The spatiotemporal accumulation of CD3 ζ at the immunological synapse is partially regulated by its phospholipid-binding properties. 5C.C7 (A-C) or D011.10 (D, E) TCR transgenic T cells were retrovirally transduced with constructs encoding the wild type CD3 ζ or BRS Sub-C, both linked to GFP. The GFP-positive cells were imaged after incubations with 10 μM peptide loaded APCs (MCC). A, Representative interaction of CD3 ζ Sub-C-GFP 5C.C7 T cells with the APC is shown at the indicated time points (sec) relative to the time of formation of a tight cell couple.
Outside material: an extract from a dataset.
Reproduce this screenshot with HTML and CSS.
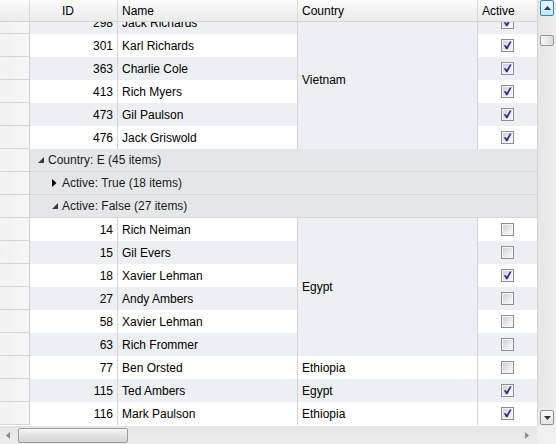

Differential interference contrast (DIC) images are shown in the top row, with top-down, maximum projections of 3-dimensional ζ Sub-C-GFP fluorescence data in the bottom row. The fluorescence intensity is displayed in a rainbow-like false-color scale (increasing from blue to red). A movie covering the entire time frame is available in supplemental movie S1. B-C, The graphs display the percentage of cell couples from experiments similar to (A) with accumulation of wild type CD3 ζ-GFP (B), Sub-C-GFP (C). Any accumulation refers to ζ-GFP molecules that are grouped at the entire interface formed between the T cell and APC. Central accumulation refers to the clustering of ζ -GFP at the very center of the T cell-APC interface. Peripheral accumulation is for the clustering of ζ-GFP molecules at the outside ring of the T cell-APC interface. Finally, distal accumulation is evident when there is a clustering of ζ -GFP at the distal pole of the T cell, opposite to the area of T cell-APC contact. These patterns are described in detail elsewhere (15, 24). (D, E) DO11.10 T cells were mixed with A20 B cell lymphoma APCs in the presence of 10 μM Ova peptide. The graphs display the percentage of cell couples with accumulation of wild type ζ-GFP (D) or BRS Sub-C-GFP (E) as described in (A-C). A total of 45, 90, 85, 50 cell couples were analyzed in B, C, D, and E, respectively. Differences in accumulation in any interface pattern between wild type and BRS Sub-C were significant (p < 0.001) at all time points ≥ 100s; differences in central accumulation were significant (p < 0.005) at all time points ≥ 40 s. A movie covering the entire time frame for the OTII cells is available in supplemental movie S2.